How many lines of the records below contain the word "screenshot"? Answer with the number alone.

Rows from a dataset of pages and code |
+ + + + +

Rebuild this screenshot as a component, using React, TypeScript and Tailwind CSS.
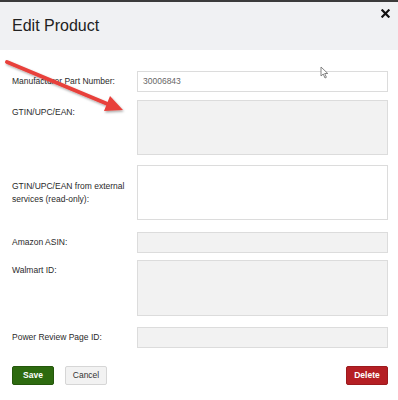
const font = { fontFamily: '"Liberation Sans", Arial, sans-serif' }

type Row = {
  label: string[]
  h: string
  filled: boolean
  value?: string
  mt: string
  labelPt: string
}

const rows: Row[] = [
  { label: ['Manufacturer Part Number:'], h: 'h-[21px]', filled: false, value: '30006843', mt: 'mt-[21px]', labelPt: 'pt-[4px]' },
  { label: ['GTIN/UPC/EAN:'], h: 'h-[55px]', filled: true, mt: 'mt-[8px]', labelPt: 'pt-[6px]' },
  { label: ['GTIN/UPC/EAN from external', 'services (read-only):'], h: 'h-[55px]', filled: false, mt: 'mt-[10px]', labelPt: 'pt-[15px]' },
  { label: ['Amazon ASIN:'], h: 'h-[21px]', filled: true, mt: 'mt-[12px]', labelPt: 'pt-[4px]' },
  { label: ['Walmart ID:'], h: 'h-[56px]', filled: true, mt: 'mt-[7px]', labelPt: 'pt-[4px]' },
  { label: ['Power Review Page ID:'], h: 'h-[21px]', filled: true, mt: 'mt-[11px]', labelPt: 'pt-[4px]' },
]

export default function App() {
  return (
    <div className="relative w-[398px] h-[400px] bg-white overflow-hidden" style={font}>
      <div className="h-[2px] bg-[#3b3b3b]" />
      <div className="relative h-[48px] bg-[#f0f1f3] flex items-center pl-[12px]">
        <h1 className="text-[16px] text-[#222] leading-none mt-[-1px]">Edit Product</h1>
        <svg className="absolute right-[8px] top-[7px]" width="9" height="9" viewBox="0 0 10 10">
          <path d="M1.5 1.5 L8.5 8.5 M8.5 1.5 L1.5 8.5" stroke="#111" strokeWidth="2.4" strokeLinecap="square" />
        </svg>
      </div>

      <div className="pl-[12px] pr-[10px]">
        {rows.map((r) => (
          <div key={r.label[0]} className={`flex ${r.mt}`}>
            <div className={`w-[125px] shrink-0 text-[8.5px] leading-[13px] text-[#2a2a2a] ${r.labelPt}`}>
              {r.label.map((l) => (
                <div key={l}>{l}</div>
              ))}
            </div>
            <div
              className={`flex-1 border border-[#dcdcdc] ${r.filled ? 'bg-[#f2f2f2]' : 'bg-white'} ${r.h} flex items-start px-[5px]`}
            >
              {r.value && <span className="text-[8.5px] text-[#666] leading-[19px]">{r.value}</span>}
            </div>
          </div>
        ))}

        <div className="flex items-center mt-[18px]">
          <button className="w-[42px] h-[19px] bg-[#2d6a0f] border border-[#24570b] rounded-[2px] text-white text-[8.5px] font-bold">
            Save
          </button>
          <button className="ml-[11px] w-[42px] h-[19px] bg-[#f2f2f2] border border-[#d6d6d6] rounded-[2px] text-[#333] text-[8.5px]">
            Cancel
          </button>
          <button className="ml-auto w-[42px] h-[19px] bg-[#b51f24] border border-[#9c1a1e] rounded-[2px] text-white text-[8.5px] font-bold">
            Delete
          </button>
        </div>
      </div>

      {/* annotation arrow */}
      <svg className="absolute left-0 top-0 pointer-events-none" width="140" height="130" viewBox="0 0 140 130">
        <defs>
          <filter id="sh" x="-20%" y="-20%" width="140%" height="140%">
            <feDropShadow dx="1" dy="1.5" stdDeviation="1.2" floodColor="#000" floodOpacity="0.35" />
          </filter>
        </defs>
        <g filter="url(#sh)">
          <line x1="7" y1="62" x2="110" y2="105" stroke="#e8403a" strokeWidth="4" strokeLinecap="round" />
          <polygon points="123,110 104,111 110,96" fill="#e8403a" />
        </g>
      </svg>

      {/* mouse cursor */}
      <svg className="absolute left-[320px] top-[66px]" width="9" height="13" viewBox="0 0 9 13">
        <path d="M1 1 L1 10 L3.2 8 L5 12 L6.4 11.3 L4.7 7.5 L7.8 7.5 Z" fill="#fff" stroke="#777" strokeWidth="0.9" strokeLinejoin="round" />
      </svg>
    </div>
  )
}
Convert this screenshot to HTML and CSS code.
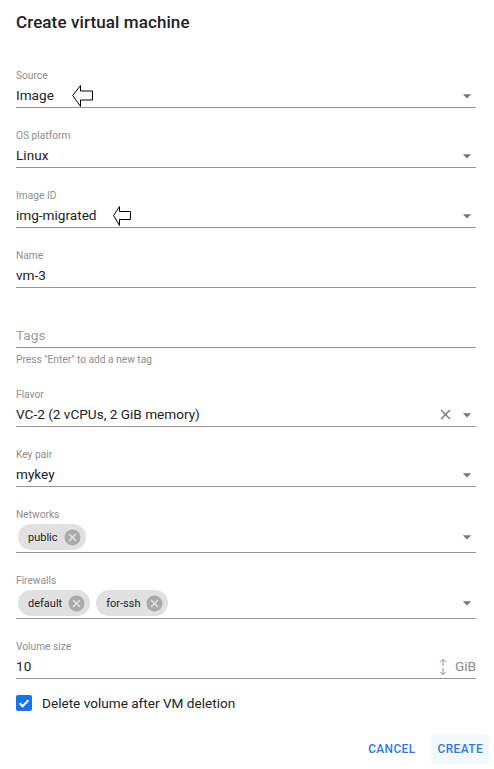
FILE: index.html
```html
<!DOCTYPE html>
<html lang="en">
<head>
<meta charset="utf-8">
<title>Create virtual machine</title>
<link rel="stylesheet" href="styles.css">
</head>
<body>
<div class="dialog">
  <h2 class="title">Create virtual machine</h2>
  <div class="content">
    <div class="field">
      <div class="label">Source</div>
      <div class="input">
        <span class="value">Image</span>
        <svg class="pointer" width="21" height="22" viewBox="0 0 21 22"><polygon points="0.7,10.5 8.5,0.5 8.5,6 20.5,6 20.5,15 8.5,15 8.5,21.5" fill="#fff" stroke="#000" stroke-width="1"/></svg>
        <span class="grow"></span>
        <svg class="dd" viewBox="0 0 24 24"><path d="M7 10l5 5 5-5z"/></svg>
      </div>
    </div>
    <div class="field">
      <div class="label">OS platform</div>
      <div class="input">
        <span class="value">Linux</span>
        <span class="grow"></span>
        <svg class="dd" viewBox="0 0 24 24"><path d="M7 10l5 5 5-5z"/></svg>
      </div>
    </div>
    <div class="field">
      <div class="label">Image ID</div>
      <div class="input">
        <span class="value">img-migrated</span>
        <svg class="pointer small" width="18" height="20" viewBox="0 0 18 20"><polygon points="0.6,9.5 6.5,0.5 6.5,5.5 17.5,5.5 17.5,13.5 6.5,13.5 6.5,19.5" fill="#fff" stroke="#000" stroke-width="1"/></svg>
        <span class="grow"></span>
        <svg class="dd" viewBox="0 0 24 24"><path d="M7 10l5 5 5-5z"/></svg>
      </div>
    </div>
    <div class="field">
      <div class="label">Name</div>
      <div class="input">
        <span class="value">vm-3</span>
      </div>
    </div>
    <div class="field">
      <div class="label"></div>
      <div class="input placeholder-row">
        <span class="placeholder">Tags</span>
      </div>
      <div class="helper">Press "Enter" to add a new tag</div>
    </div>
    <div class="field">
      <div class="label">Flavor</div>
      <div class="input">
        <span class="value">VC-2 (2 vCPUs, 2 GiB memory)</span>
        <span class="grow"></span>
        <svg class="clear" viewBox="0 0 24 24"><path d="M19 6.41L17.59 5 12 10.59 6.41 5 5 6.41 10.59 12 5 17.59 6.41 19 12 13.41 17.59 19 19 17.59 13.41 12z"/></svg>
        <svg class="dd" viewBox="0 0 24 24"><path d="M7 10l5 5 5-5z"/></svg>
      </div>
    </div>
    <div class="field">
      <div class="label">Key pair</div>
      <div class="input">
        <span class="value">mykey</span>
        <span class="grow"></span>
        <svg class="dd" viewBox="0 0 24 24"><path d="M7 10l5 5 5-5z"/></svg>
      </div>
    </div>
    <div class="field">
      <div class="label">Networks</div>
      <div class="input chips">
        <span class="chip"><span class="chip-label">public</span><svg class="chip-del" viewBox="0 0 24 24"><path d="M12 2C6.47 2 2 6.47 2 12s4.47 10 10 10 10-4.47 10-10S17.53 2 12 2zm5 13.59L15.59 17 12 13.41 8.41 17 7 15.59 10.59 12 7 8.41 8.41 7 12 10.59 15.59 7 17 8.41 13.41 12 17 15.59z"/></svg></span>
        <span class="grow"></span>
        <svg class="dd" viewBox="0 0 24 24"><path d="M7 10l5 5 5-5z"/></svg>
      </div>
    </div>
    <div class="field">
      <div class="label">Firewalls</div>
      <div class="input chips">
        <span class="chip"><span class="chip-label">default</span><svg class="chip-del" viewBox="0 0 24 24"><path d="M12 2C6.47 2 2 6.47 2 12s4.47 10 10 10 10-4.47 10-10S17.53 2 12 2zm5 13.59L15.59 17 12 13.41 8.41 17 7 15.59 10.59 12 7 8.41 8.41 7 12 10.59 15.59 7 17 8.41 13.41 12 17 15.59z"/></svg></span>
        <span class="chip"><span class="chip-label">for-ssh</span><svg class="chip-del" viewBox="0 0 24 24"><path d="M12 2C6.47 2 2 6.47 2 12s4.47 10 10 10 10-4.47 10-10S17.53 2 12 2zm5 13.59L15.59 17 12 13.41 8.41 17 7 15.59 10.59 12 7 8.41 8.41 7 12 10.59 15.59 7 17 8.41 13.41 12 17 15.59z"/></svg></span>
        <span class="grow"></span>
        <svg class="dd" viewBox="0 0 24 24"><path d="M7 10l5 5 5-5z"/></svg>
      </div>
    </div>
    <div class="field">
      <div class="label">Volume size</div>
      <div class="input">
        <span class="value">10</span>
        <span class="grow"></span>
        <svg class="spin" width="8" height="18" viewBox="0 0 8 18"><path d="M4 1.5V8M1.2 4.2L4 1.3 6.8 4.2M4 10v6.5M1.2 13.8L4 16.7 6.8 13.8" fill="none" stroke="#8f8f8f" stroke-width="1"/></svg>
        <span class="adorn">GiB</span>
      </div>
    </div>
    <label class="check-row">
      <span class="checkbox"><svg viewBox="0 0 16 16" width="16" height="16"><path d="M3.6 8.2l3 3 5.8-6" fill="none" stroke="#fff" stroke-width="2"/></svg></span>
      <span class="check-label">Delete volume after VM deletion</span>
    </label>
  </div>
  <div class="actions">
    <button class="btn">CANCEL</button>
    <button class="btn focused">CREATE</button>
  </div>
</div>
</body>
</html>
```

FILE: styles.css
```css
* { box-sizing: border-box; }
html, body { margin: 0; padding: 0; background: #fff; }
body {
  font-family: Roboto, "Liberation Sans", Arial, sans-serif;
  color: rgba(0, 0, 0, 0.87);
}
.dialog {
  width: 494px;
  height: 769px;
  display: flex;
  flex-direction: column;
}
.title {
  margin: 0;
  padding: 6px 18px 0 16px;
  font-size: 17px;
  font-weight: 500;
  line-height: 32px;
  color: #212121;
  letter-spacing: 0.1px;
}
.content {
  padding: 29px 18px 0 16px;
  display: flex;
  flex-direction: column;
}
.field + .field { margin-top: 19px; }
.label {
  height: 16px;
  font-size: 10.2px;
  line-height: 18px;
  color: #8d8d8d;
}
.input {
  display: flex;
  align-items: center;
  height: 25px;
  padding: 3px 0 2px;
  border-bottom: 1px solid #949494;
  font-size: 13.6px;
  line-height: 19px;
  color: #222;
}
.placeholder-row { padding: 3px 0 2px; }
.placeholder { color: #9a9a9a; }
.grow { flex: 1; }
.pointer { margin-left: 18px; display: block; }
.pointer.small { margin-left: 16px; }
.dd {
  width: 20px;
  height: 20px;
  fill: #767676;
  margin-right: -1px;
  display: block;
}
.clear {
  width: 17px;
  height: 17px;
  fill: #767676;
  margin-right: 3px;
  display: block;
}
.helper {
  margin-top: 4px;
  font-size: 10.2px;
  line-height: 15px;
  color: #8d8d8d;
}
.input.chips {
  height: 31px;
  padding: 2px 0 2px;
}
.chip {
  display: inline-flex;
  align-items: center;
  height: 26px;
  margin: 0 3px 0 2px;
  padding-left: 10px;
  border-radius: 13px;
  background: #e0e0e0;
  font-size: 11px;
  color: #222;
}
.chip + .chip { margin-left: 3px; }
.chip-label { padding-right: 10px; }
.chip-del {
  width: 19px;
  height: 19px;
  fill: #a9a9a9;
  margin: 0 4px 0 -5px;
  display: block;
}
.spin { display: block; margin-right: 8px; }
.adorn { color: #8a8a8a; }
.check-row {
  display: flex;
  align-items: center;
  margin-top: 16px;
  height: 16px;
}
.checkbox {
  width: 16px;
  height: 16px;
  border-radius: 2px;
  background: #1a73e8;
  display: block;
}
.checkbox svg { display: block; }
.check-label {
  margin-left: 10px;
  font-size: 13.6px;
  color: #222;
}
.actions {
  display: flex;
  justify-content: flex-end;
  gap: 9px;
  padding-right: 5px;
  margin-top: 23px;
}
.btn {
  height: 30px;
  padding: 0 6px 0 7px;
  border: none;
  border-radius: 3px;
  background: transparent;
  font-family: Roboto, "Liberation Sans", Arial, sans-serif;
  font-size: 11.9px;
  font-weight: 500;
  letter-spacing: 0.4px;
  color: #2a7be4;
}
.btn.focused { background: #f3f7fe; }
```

+ + + + +

Final result | 2